John Menadue. Insiders and Outsiders.

You might be interested in this repost. John Menadue.

 

As social beings, we usually like to be part of the group, an insider. We are cautious about being outsiders, on the periphery. Yet being outsiders has some real advantages.

Growing up in country towns in South Australia, I felt what it was like to be an outsider. As the son of a Methodist manse, I often felt an outsider in the socially conservative country towns of South Australia where we lived. I was able to join the group however through sport. As a university scholarship holder I also felt different to those in the mainstream. I felt I had to work harder so that I wouldn’t lose my scholarship.

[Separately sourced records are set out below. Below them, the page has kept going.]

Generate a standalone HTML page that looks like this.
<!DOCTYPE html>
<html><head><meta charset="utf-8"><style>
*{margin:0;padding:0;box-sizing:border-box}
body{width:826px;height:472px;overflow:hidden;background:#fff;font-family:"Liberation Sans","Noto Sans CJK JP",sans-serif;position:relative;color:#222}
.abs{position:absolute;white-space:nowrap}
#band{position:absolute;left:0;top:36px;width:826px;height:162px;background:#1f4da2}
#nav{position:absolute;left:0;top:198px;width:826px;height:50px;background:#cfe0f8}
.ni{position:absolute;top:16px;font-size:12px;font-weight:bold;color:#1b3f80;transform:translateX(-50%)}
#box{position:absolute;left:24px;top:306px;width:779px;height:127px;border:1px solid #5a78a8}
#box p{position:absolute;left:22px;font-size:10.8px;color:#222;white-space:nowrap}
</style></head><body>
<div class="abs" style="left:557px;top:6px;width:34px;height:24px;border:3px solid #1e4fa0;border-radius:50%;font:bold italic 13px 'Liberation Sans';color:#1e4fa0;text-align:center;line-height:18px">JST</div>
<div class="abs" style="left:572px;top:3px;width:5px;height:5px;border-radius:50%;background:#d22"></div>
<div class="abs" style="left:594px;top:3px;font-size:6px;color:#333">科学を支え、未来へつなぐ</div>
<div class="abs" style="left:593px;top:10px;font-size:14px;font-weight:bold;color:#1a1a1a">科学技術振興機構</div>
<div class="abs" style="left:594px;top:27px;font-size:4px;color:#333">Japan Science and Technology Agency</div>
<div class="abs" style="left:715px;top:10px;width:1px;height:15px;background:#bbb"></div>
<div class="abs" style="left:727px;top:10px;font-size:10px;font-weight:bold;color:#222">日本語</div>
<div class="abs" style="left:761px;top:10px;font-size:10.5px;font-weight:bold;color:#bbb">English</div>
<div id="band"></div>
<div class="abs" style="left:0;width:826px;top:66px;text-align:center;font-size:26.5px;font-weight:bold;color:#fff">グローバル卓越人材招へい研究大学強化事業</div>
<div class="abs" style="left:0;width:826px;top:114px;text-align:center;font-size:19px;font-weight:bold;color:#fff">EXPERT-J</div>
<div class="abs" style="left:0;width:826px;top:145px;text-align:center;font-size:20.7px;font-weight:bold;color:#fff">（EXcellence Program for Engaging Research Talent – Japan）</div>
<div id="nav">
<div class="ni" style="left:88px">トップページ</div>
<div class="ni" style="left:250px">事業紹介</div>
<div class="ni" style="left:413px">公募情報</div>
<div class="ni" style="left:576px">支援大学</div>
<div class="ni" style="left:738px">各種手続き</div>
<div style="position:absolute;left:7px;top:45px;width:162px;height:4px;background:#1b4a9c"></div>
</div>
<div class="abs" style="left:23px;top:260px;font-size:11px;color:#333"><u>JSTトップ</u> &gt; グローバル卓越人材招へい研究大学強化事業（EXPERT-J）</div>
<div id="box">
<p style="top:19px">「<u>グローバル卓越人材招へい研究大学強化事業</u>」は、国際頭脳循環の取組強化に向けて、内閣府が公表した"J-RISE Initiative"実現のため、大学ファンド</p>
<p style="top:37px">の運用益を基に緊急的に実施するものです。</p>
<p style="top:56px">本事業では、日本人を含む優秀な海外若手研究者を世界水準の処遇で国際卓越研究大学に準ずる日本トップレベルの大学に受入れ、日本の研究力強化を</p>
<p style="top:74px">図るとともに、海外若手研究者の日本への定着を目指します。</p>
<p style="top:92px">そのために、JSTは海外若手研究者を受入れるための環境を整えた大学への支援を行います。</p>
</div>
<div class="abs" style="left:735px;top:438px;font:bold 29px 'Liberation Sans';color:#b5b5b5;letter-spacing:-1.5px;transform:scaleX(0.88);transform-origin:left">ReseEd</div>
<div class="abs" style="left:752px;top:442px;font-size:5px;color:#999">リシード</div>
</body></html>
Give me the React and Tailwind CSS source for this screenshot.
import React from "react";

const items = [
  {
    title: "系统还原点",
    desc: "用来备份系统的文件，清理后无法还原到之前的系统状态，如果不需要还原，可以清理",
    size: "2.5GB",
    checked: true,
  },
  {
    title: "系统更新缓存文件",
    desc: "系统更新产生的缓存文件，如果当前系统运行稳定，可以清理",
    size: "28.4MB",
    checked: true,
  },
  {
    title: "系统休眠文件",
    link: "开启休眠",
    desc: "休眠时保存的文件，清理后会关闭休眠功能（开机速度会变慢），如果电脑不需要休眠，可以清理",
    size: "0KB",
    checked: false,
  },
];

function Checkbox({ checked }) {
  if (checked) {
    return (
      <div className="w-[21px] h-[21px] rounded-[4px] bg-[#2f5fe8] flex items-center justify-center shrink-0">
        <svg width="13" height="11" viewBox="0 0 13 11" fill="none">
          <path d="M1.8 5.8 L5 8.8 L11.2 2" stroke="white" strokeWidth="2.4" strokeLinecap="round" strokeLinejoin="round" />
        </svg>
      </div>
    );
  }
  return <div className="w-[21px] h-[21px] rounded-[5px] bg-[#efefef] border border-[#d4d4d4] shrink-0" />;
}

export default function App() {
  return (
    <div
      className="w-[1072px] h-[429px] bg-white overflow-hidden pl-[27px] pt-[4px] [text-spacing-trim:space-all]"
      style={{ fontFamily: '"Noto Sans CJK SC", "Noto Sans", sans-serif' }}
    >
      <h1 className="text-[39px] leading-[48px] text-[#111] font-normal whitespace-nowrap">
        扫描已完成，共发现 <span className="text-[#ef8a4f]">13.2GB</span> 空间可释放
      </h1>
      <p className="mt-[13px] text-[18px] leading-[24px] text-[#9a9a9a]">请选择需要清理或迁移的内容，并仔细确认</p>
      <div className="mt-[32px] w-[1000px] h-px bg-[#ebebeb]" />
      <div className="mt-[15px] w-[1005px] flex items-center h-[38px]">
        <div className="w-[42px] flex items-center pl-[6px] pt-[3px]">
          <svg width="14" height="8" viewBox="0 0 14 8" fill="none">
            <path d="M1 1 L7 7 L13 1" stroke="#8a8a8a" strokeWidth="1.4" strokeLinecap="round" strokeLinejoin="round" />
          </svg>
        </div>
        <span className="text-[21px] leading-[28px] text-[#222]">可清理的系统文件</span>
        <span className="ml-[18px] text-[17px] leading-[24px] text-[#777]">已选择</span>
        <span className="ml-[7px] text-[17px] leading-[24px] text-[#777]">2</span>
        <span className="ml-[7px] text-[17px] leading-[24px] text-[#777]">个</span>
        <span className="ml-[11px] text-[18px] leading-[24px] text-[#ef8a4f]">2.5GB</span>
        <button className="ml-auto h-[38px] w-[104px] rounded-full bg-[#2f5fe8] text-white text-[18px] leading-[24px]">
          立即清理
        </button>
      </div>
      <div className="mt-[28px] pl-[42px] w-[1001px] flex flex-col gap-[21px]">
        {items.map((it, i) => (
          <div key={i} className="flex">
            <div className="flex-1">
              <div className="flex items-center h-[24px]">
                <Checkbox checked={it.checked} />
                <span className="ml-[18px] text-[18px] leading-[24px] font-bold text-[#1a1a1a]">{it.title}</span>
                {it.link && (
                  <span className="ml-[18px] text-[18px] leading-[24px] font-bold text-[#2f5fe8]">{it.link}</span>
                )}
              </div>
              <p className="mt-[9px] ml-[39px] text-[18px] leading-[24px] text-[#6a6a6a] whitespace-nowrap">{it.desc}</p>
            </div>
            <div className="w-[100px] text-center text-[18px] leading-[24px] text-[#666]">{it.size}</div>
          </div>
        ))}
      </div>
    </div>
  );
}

At the age of 41, working for Malcolm Fraser, I felt very much an outsider. But by that time I found I didn’t really care. I vividly recall a lengthy evening discussion at the Lodge in the early days of the new Liberal Government with Malcolm Fraser and senior members of his private office. The evening was informal and quite friendly, but I had a strong sense that I didn’t belong. But I didn’t feel perturbed as perhaps I would have earlier in my life. Belonging, being an insider, was no longer so important. It was transforming, that if push came to shove I knew that I could survive as an outsider, not comfortably but I could manage.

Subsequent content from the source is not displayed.